→ **Task instructions**
Report, as a bare number, how many lines contain the string "table".

→ **Data block**
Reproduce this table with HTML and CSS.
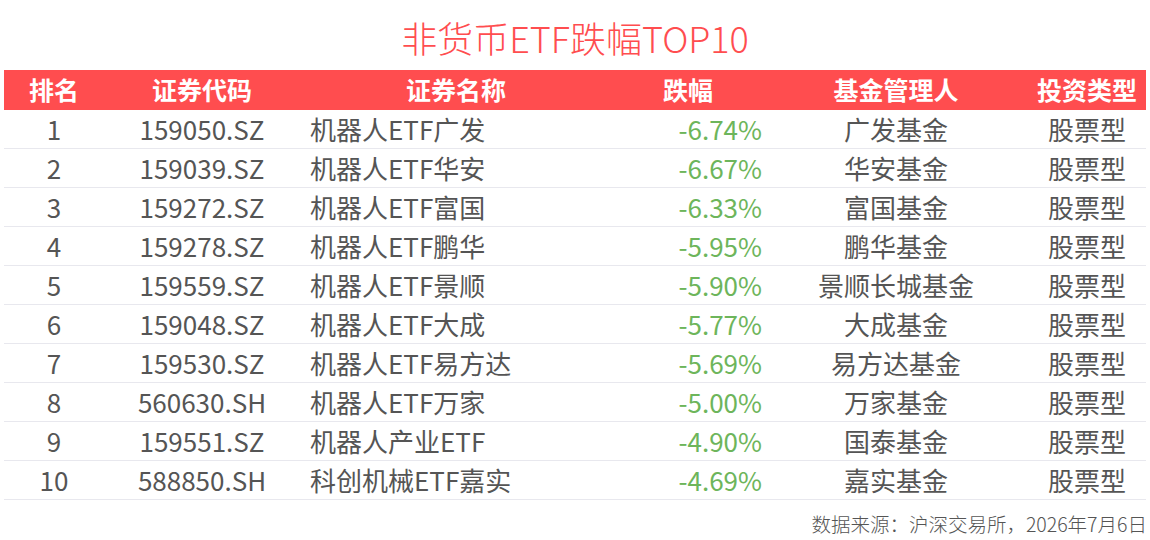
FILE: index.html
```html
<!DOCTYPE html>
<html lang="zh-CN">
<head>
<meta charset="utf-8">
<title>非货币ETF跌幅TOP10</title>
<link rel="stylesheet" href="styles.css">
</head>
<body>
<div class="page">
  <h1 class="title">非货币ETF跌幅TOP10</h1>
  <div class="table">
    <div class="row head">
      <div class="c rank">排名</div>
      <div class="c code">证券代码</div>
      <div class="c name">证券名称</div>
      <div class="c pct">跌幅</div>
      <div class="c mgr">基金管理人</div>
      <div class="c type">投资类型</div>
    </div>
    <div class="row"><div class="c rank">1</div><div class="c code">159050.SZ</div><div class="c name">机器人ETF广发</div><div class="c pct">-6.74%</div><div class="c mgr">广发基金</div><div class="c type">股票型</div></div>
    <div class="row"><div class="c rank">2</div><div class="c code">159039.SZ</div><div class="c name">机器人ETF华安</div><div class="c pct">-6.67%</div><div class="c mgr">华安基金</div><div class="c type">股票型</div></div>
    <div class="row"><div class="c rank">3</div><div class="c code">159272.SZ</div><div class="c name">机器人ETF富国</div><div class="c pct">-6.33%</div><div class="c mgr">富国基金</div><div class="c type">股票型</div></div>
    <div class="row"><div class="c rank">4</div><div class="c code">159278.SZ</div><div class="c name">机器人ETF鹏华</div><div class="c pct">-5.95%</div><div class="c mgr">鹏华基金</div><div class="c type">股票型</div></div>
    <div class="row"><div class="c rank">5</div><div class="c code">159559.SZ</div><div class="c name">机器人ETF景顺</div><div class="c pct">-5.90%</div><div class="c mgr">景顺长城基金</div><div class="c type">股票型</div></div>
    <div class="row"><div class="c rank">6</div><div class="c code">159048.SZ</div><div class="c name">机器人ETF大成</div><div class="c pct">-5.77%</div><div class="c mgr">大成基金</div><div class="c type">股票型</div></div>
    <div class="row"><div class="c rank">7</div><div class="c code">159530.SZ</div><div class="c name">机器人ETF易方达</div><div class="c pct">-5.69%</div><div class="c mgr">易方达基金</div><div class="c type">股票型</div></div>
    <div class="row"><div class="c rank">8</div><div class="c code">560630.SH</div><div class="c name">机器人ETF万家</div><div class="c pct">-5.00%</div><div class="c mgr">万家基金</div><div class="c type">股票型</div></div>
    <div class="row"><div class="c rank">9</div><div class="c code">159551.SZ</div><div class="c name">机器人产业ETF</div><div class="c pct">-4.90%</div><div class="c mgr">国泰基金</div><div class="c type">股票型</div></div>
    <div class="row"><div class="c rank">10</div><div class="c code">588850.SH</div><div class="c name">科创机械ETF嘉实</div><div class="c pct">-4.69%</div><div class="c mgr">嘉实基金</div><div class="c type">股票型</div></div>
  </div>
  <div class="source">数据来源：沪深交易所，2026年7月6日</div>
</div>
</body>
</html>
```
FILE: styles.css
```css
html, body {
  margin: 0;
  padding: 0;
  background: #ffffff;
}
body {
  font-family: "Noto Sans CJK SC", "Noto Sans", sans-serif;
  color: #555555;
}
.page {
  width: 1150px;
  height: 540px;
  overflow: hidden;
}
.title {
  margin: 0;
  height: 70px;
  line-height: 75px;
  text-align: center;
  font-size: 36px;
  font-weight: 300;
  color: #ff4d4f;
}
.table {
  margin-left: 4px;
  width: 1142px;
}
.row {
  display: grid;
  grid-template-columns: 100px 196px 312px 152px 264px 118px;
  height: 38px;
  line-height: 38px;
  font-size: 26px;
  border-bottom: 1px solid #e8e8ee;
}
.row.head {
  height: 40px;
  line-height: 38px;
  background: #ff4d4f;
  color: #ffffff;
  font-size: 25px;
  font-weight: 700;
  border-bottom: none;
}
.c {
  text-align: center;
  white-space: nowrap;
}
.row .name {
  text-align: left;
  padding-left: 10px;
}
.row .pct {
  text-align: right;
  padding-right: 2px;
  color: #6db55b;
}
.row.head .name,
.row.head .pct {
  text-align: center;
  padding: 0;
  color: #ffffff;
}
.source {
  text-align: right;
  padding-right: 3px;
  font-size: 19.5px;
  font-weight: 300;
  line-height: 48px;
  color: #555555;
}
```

→ **Expected answer**
3